If one accepts that subjects have a range and that teachers have a range, it explains why we have first grade teachers and not university professors teach 1st graders and vice versa. It also explains why 1st graders are taught 1st grade topics. When I was in 1st grade, I was subjected to a horrible pedagogical experiment called "New Math" which was the mathematical analogy to trying to construct a building by starting with the roof presuming that it would somehow hold itself up in mid-air.
https://en.wikipedia.org/wiki/New_Math
The attempt was to teach the fundamentals of abstract set theory (usually a subject reserved for 2 and 3+ year college students, and for good reasons, as it was eventually realized) so we talked about open and closed sets, subsets, interactions, and unions. There were two problems with this approach. The first problem was that set theory is not really in any way relateable to the experience (practical and theoretical) of 1st graders. Talking about lions and monkeys on a velcro board and calling the set a fence which could be open or closed didn't help a lot. The teachers were relatively clueless as well, university level math not being something they had ever studied.
Here's Feynman on New Math:
Feynman wrote:
If we would like to, we can and do say, 'The answer is a whole number less than 9 and bigger than 6,' but we do not have to say, 'The answer is a member of the set which is the intersection of the set of those numbers which are larger than 6 and the set of numbers which are smaller than 9' ... In the 'new' mathematics, then, first there must be freedom of thought; second, we do not want to teach just words; and third, subjects should not be introduced without explaining the purpose or reason, or without giving any way in which the material could be really used to discover something interesting. I don't think it is worth while teaching such material.
I don't think first graders make for a good analogy for all grades of teaching nor for all concepts. You can't teach Fermi-Dirac statistics to freshmen using big words and expect their little brains to work out the details. It's cute when kids use big words, but it's also clear (like from the video) that their understanding is no deeper than a few sentences in a dictionary. This video is mainly cute because you're hearing what's pretty much the average level of adult comprehension when it comes to the universe coming out of the mouth of a 9-year old. On an absolute scale of knowledge, it's not remarkable.
I don't think kids have a problem with being put in boxes (or grades). I think it's the adults who have problems insofar they're put in boxes if they feel those boxes are below their "paygrade". Most adults have an understanding of the Earth and its relation to the galaxy which is slightly worse than that 9-year old. It's when we take those adults and tell them that their
functional literacy or understanding of the universe corresponds to a 4th grade level that they get pissy and start questioning the veracity of the valuation scheme rather than themselves.

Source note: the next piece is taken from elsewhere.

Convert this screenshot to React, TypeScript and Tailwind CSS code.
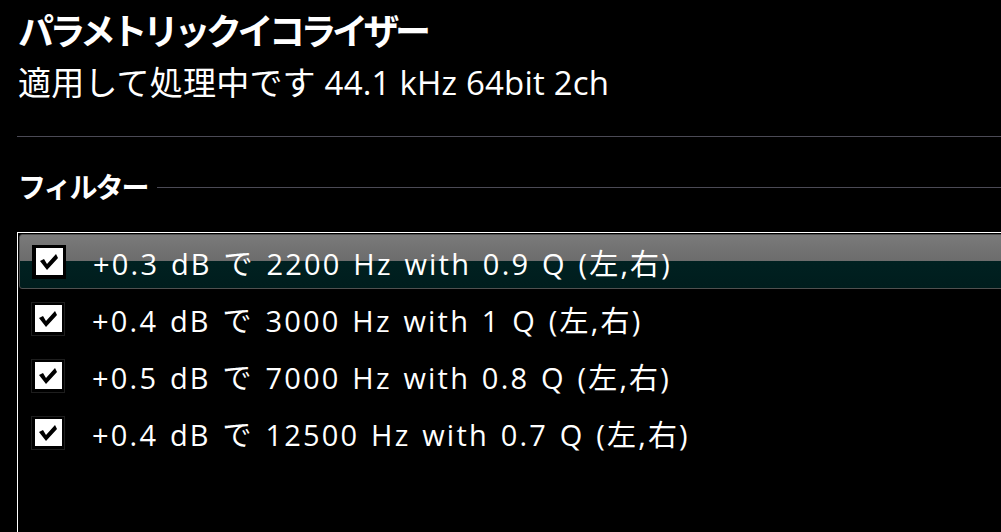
import React from 'react'

type Filter = {
  id: number
  label: string
  checked: boolean
}

const filters: Filter[] = [
  { id: 1, label: '+0.3 dB で 2200 Hz with 0.9 Q (左,右)', checked: true },
  { id: 2, label: '+0.4 dB で 3000 Hz with 1 Q (左,右)', checked: true },
  { id: 3, label: '+0.5 dB で 7000 Hz with 0.8 Q (左,右)', checked: true },
  { id: 4, label: '+0.4 dB で 12500 Hz with 0.7 Q (左,右)', checked: true },
]

function CheckBox({ selected }: { selected: boolean }) {
  return (
    <div
      className={
        selected
          ? 'flex h-[34px] w-[34px] shrink-0 items-center justify-center bg-black'
          : 'flex h-[34px] w-[34px] shrink-0 items-center justify-center border border-[#1e1e1e] bg-black'
      }
    >
      <div className="flex h-[27px] w-[27px] items-center justify-center bg-white">
        <svg width="20" height="18" viewBox="0 0 20 18">
          <polygon points="1,8 5,6 8,11 17,1 19,5 8,17" fill="#000" />
        </svg>
      </div>
    </div>
  )
}

export default function App() {
  return (
    <div
      className="h-[532px] w-[1001px] overflow-hidden bg-black text-white"
      style={{ fontFamily: '"Open Sans", "Noto Sans CJK JP", sans-serif' }}
    >
      <div className="pl-[18px] pt-[8px]">
        <h1 className="text-[36px] font-bold leading-[48px] tracking-[-4.5px]">パラメトリックイコライザー</h1>
        <p className="mt-[7px] text-[33px] leading-[40px] tracking-[0.2px]">適用して処理中です 44.1 kHz 64bit 2ch</p>
      </div>

      <div className="ml-[17px] mt-[33px] h-px bg-[#4b4a55]" />

      <div className="mt-[33px] flex items-center pl-[18px]">
        <span className="text-[28px] font-bold leading-[34px] tracking-[-2px]">フィルター</span>
        <div className="ml-[10px] h-px flex-1 bg-[#4b4a55]" />
      </div>

      <div className="ml-[17px] mt-[28px] h-[400px] w-[1010px] border-l border-t border-white pt-[1px]">
        {filters.map((f, i) => {
          const selected = i === 0
          return (
            <div
              key={f.id}
              className={
                selected
                  ? 'ml-[1px] flex h-[55px] items-center rounded-[3px] border border-[#505050] bg-[linear-gradient(to_bottom,#7a7a7a_0%,#6c6c6c_49%,#002121_49%,#001d1d_100%)] pl-[12px]'
                  : 'ml-[1px] mt-[2px] flex h-[55px] items-center pl-[12px]'
              }
            >
              <CheckBox selected={selected} />
              <span className="ml-[27px] whitespace-nowrap pt-[4px] text-[29px] leading-[36px] tracking-[2.2px] [word-spacing:2px]">
                {f.label}
              </span>
            </div>
          )
        })}
      </div>
    </div>
  )
}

Kids are better accepting that they might not know everything or indeed that they might know very little without feeling bad about it. Adults, on the other hand, are better at rationalizing why something is useless or wrong insofar they don't understand it or don't get the expected results.
So, here's another issue.
In the US 42% of all adults do not believe in evolution. If we take Einstein literally, this should be a problem of not being able explain evolution simply. However, basic evolution is pretty damn simple to explain. It's not that those 42% can't understand evolution, rather it's that they
won't understand it. Unlike 1st graders who will are eager to fill in blanks, these creationists will actively resist knowledge they disagree with or which doesn't fit into their world-view.

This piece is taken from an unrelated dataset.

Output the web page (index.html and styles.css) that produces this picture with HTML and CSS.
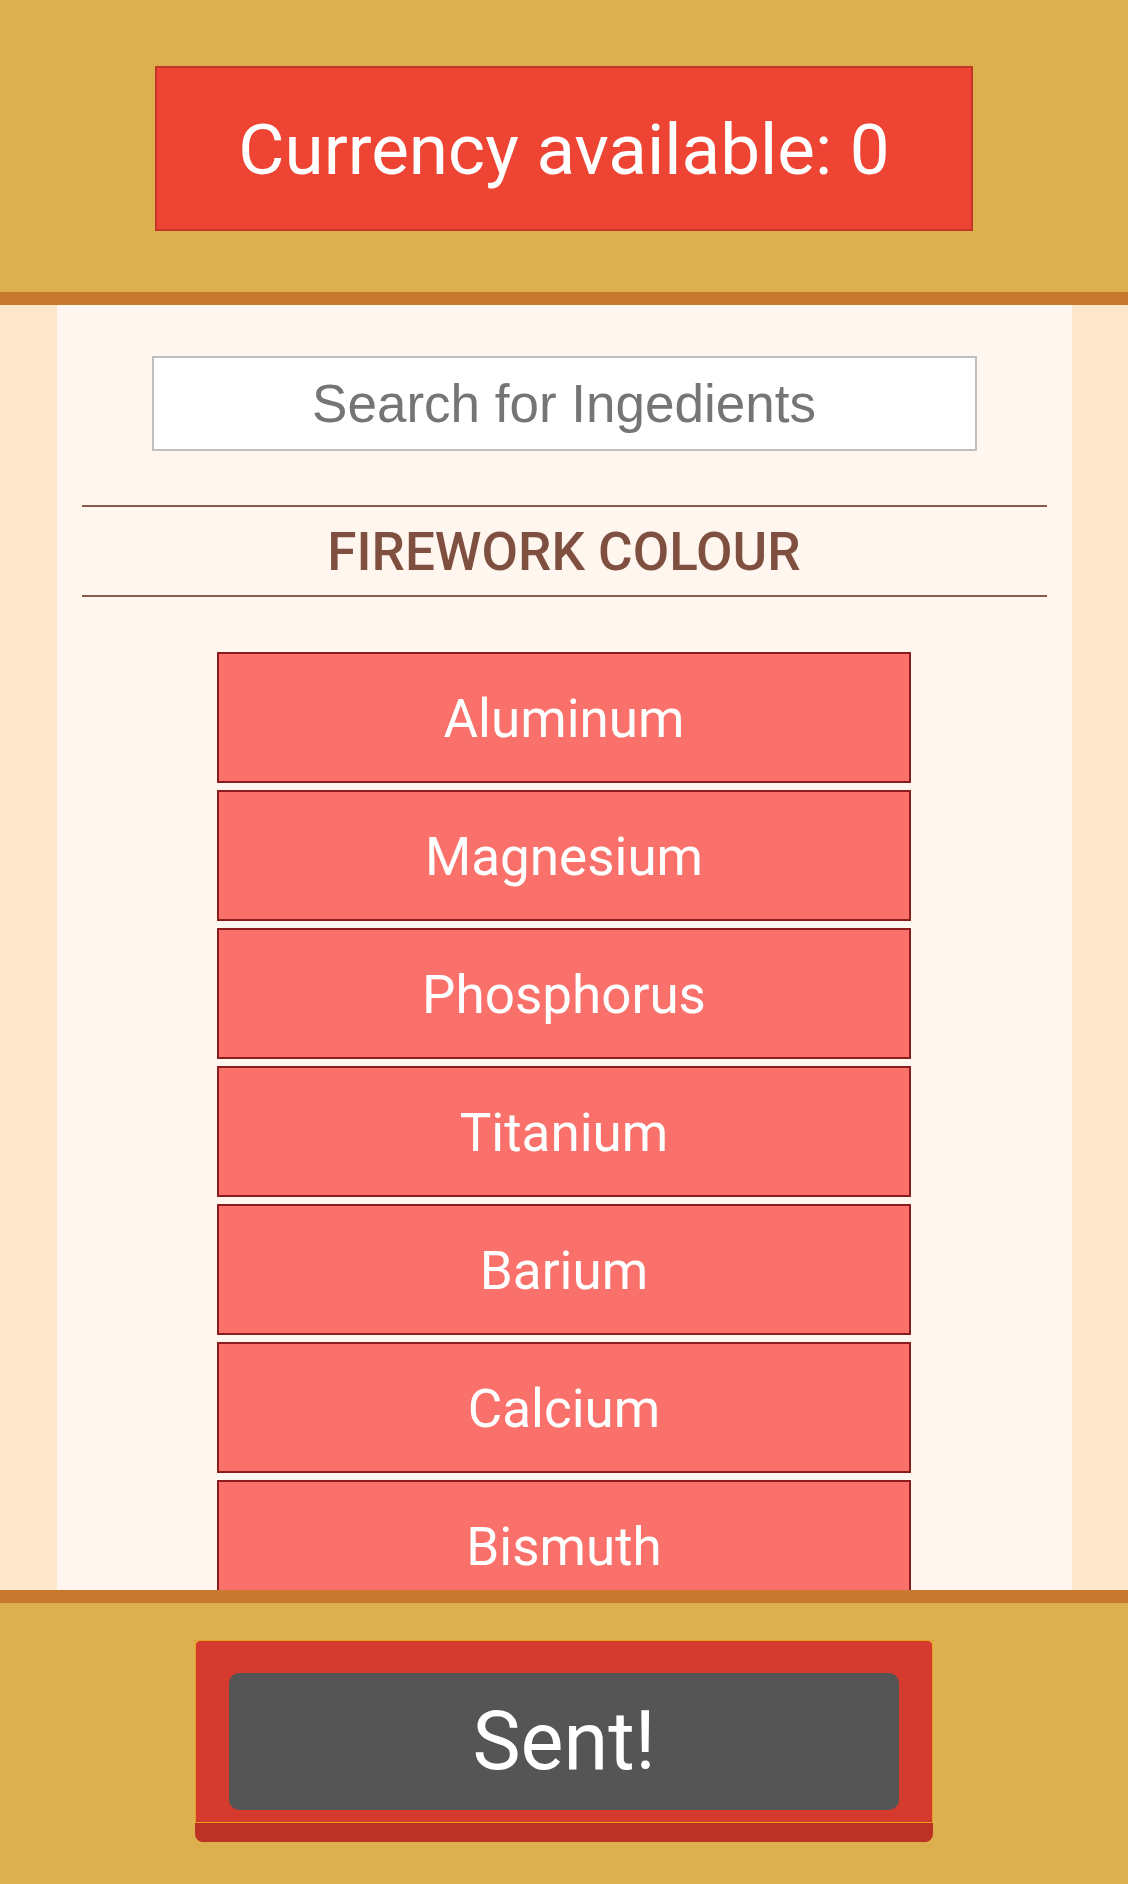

In conclusion, what I found remarkable about this thread to the point it almost blows my mind is not the range of viewpoints when it comes to ERE (extreme frugality, nomadism, 100% self-sufficient, ... ), that has happened before in another long and similar thread about how "you" see ERE:
Do you really understand ERE?. A wide range was to be expected.
What I find remarkable is that not only did a couple of people INSTANTLY grasp the Wheaton table concept, but (and that's the remarkable part) they understood it 100% or one-to-one exactly how I see it from Day One without any need for further clarification or further explanation.
(It was as if you go to random country and speak a few words in English and discover to your surprise that someone else seemingly possesses a full and fluent vocabulary of English despite the fact you only spoke a few words "How are you?" and at no point used the assistance of a dictionary of a universal translator. That obviously can't be random and the only explanation is that there are people out there who already speak English just as you do without any of you having to spend any time elaborating on a grammar or a vocabulary. Here "speaking English" is the metaphorical analogue for "Wheaton table". It's pretty obvious that some clearly does speak the language of Wheaton and tables well enough already so that only a few words is needed to make the [Vulcan Mind Meld] connection.)
What's equally remarkable is that everybody who didn't instantly grasp it immediately haven't budged a millimeter. In the metaphorical sense, they refuse the acknowledge the existence of the "Wheaton table" language despite it being able serve as a perfect communication line (language that describes the pedagogical challenge) between a few people. Now, if it had required a development of a grammar and a vocabulary, I could see why some would argue that neither is perfect. However, in this case it seems that for some it was already perfect from the get go.
PS:
Fun story: In grad school, I actually figured out a simple explanation [of Fermi-Dirac statistics] and started using it as the main ingredient in my conference talks. It landed me a couple of invitations to present at general colloquia from people (full professors) who came up after my talk(s) saying it was the clearest presentation they'd ever seen. I even gave a two hour long lecture at a summer school (where you drag a bunch of phd students to some maintain top and have some experts give them insight). Usually this "honor" (extra work load, really) is reserved for senior scientists. Certainly not grad students. => Just because one of the demi-gods of physics can't do it in a couple of days, it doesn't mean that some phd student can't do it in a few weeks. (PS: I might have cheated slightly. Before this, I spent a few months seriously thinking about and writing an article about thermodynamics for the "intelligent layman". You can read the result
here.)
(*) My field had to do with the behavior of a fully ionized gas on neutron stars and thus involved both electrons (Fermi-Dirac distributed) and atomic nuclei (Boltzmann distributed) and how the different distributions would lead to explosion by compression.